Michael Finkelstein, MD: How did we end up going from thousands of years of eating whole and hearty food from the earth, to eating pre-packaged, processed, and fast food?

Richard McCarthy: There is so much to celebrate with the rise of modernity: a social contract that delivers remarkable comfort, hygiene, personal safety and social stability in exchange for trade-offs. Some of these are reasonable: We juggle personal liberty in exchange for community good. However, when taken to ultimate, if not extreme, conclusions, it leads to an unstoppable desire for convenience.

As a result, we construct systems that obscure the costs of the benefits of safety and convenience: ecological, health, economic and social. Here in the heart of the fast world, it is no longer possible to hide the once hidden effects of ecological degradation, chronic diseases, loneliness, and stress.

MF: How is the fast food craze related to our obsession with fast cars, medical quick fixes, and other forms of immediate gratification?

RM: Much of this refers to our primordial desire to gain control over our environment. Early in the 20th century, bicycles earned the nickname of “scorchers,” because they were so fast. Today, they are symbols of living life in the slow lane. We tend to marvel at our extraordinary feats of defying the laws of gravity and the rhythm of our planet. All of it is based upon a belief that all innovation is good. If you don’t like it, get out of the way. Otherwise, the forces of change will run you over. All change is good. It’s a peculiar world-view that makes fetish of all things new and young.

However, appeals to the past — when things were simpler and happier — always yield new and often strange interpretations of the past. We must find ways to celebrate traditional knowledge, in gastronomy and medicine, and blend them with the marvelous achievements of today: pluralism, the rights of those who in the past were pushed to the margins, and so forth.

MF: How have our bodies and minds adapted to the fast food reality, to the point that we crave empty calories and chemicals that actually break down our systems?

RM: We crave empty calories that yield immediate perks, in part, because we do not have confidence in the long-term. The immediate satisfaction of cigarettes on frontlines during wartime is itself a recognition that there may be no tomorrow. Similarly, we have become a society that delivers less and less long-term stability and security, so we eat accordingly.

I am not aware of any evidence that we have adapted to this fast life of eating empty calories. On the contrary, chronic diseases seem to be catching up with us. We may have believed that we could manage and thrive beneath the tyranny of food that is cheap and fast. Alice Waters describes our situation as though we live in captivity. We are addicted to our empty calories, and even though we know deep down this is not good, we cannot loosen its grip on our lives.

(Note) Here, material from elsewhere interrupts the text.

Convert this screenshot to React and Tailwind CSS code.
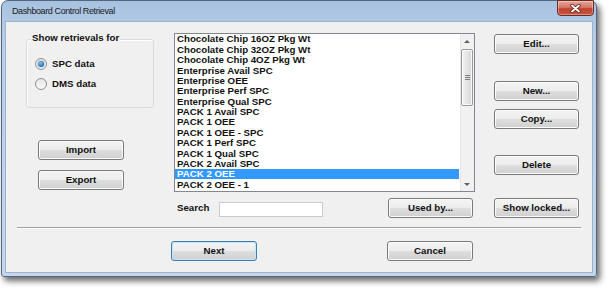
import React from 'react';

const items = [
    'Chocolate Chip 16OZ Pkg Wt',
    'Chocolate Chip 32OZ Pkg Wt',
    'Chocolate Chip 4OZ Pkg Wt',
    'Enterprise Avail SPC',
    'Enterprise OEE',
    'Enterprise Perf SPC',
    'Enterprise Qual SPC',
    'PACK 1 Avail SPC',
    'PACK 1 OEE',
    'PACK 1 OEE - SPC',
    'PACK 1 Perf SPC',
    'PACK 1 Qual SPC',
    'PACK 2 Avail SPC',
    'PACK 2 OEE',
    'PACK 2 OEE - 1',
];

const Btn = ({ children, def, className = '' }) => (
    <div
        className={`flex h-[20px] w-[85px] items-center justify-center rounded-[3px] border bg-[linear-gradient(#f4f4f4_0%,#ececec_50%,#dedede_51%,#d0d0d0_100%)] text-[9.7px] font-bold text-[#111] ${def ? 'border-[#3c7fb1] shadow-[inset_0_0_0_1px_#c4e5f6]' : 'border-[#7a7a7a] shadow-[inset_0_0_0_1px_#fbfbfb]'} ${className}`}
    >
        {children}
    </div>
);

const Radio = ({ checked, label }) => (
    <div className="flex h-[14px] items-center">
        <div className="flex h-[12px] w-[12px] items-center justify-center rounded-full border border-[#8e8f8f] bg-[linear-gradient(#e6e6e6,#fafafa)]">
            {checked && (
                <div className="h-[6px] w-[6px] rounded-full bg-[radial-gradient(circle_at_40%_35%,#8fc3ee,#2b6ea6_70%,#1b4a78)] shadow-[0_0_0_1px_#b9d6ee]" />
            )}
        </div>
        <span className="ml-[5px] text-[9.7px] font-bold text-[#111]">{label}</span>
    </div>
);

const App = () => {
    return (
        <div className="h-[293px] w-[615px] overflow-hidden bg-white font-['Liberation_Sans',Arial,sans-serif]">
            <div className="relative ml-px h-[277px] w-[596px] rounded-t-[7px] rounded-b-[3px] border border-[#53667f] bg-[linear-gradient(180deg,#a7c2e0_0%,#b9cfe8_15%,#c4d7ec_100%)] px-[4px] pb-[4px] shadow-[3px_4px_6px_rgba(0,0,0,0.6)]">
                {/* Title bar */}
                <div className="flex h-[21px] items-center pl-[6px] text-[9px] tracking-[-0.4px] text-[#1a1a1a]">
                    Dashboard Control Retrieval
                </div>
                <div className="absolute -top-px right-[2px] flex h-[16px] w-[37px] items-center justify-center rounded-b-[4px] border border-[#6b2a22] bg-[linear-gradient(#e5a598_0%,#d27a68_45%,#c0432e_55%,#c9553f_100%)] shadow-[inset_0_0_0_1px_rgba(255,255,255,0.35)]">
                    <svg width="11" height="9" viewBox="0 0 11 9">
                        <path d="M2 1.5 L9 7.5 M9 1.5 L2 7.5" stroke="#5a2018" strokeWidth="3.4" strokeLinecap="round" />
                        <path d="M2 1.5 L9 7.5 M9 1.5 L2 7.5" stroke="#ffffff" strokeWidth="1.8" strokeLinecap="round" />
                    </svg>
                </div>

                {/* Client area */}
                <div className="flex h-[250px] flex-col bg-[#f0f0f0] shadow-[0_0_0_1px_#9db3cc]">
                    <div className="flex h-[196px]">
                        {/* Left column */}
                        <div className="ml-[20px] flex w-[128px] flex-col">
                            <div className="relative mt-[17px] h-[69px] rounded-[3px] border border-[#d5dbe0] pl-[8px] pt-[17px] shadow-[inset_1px_1px_0_#ffffff]">
                                <div className="absolute -top-[8px] left-[4px] h-[12px] bg-[#f0f0f0] px-px text-[9.7px] font-bold leading-[12px] text-[#111]">
                                    Show retrievals for
                                </div>
                                <div className="flex flex-col gap-[6px]">
                                    <Radio checked label="SPC data" />
                                    <Radio label="DMS data" />
                                </div>
                            </div>
                            <div className="ml-[12px] mt-[32px] flex flex-col gap-[10px]">
                                <Btn className="w-[86px]">Import</Btn>
                                <Btn className="w-[86px]">Export</Btn>
                            </div>
                        </div>

                        {/* Middle column */}
                        <div className="ml-[20px] flex w-[301px] flex-col">
                            <div className="mt-[11px] flex h-[159px] border border-[#828790] bg-white">
                                <div className="flex-1 pr-px">
                                    {items.map((item) => (
                                        <div
                                            key={item}
                                            className={`flex h-[10.4px] items-center pl-[2px] text-[9.7px] font-bold leading-none ${item === 'PACK 2 OEE' ? 'bg-[#3399ff] text-white' : 'text-[#111]'}`}
                                        >
                                            {item}
                                        </div>
                                    ))}
                                </div>
                                <div className="flex w-[14px] flex-col bg-[#f1f1f1] shadow-[inset_1px_0_0_#e6e6e6]">
                                    <div className="flex h-[14px] items-center justify-center">
                                        <div className="h-0 w-0 border-x-[3px] border-b-[3px] border-x-transparent border-b-[#606060]" />
                                    </div>
                                    <div className="flex-1 px-px">
                                        <div className="mt-px flex h-[57px] flex-col items-center justify-center gap-px rounded-[2px] border border-[#9b9b9b] bg-[linear-gradient(90deg,#f4f4f4,#e4e4e4_50%,#d6d6d6)] shadow-[inset_0_0_0_1px_#fafafa]">
                                            <div className="h-px w-[5px] bg-[#7b7b7b]" />
                                            <div className="h-px w-[5px] bg-[#7b7b7b]" />
                                            <div className="h-px w-[5px] bg-[#7b7b7b]" />
                                        </div>
                                    </div>
                                    <div className="flex h-[14px] items-center justify-center">
                                        <div className="h-0 w-0 border-x-[3px] border-t-[3px] border-x-transparent border-t-[#606060]" />
                                    </div>
                                </div>
                            </div>
                            <div className="mt-[6px] flex h-[20px]">
                                <div className="ml-[3px] flex w-[42px] items-center text-[9.7px] font-bold text-[#111]">
                                    Search
                                </div>
                                <div className="mt-[4px] h-[15px] w-[104px] border border-[#c8ccd2] bg-white" />
                                <Btn className="ml-auto mr-[2px]">Used by...</Btn>
                            </div>
                        </div>

                        {/* Right column */}
                        <div className="ml-[19px] flex w-[85px] flex-col">
                            <Btn className="mt-[12px]">Edit...</Btn>
                            <Btn className="mt-[27px]">New...</Btn>
                            <Btn className="mt-[8px]">Copy...</Btn>
                            <Btn className="mt-[26px]">Delete</Btn>
                            <Btn className="mt-[23px]">Show locked...</Btn>
                        </div>
                    </div>

                    {/* Separator */}
                    <div className="mx-[11px] mt-[9px] h-[2px] border-t border-b border-t-[#a0a0a0] border-b-white" />

                    {/* Bottom buttons */}
                    <div className="mt-[12px] flex">
                        <Btn def className="ml-[165px] w-[86px]">Next</Btn>
                        <Btn className="ml-[130px] w-[86px]">Cancel</Btn>
                    </div>
                </div>
            </div>
        </div>
    );
};

export default App;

MF: A Slow Medicine model connects the dots between our physical symptoms and our food choices, relationship dynamics, spiritual practices, air quality, work environments, and so on. What do you see as the link between food, workers, animals, community, planet, economy, and individual health or disease?

RM: In nearly every television advertisement I notice these days, we consumers, ie patients, are encouraged to ask our doctors to consider prescribing brand medicines that they have not had the wisdom to prescribe. This strange consumer-driven, or pharma-driven, medicine utilizes our desire to gain control and choice but does so in a cynical and manipulative manner. With choice, we gain control. Right?

This impulse is understandable and is reinforced by the prevailing world-view: that we consumers should have the opportunity to choose among a prescribed menu of options. However, what happens when we choose an item that’s “off the menu”? What if we choose preventative methods, as opposed to the interventions available from large pharmaceutical companies?

In our mad dash towards instant gratification and easy comfort, we continue to consume empty calories that yield chronic diseases that we address pharmaceutical interventions. This cycle of illness, whereby we treat symptoms instead of root causes, places us as families and individuals in positions of weakness and dependency — a far cry from the control and choice we desire and that we are told that we are enjoying. If instead, we resist the predictable and “fast” path and begin to take control over our lives — disengage from eating out at the drop of a hat, pick up old recipes and prepare meals with others, purchase fresh ingredients, grow gardens — something amazing starts to happen. You begin to see the world differently.

Instead of living in a perpetual state of crisis management, whereby each immediate problem is related only to an immediate action, you start to draw connections between individual, incremental steps and the larger whole. Is this easy? No. Our lives are out of control. Financial pressures, time pressures and fear overwhelm us. And yet, I meet individuals, families and communities that are showing signs of abandoning this dominant way of living and are beginning to embrace something new. It’s based on old ideas of community, balance, and common sense.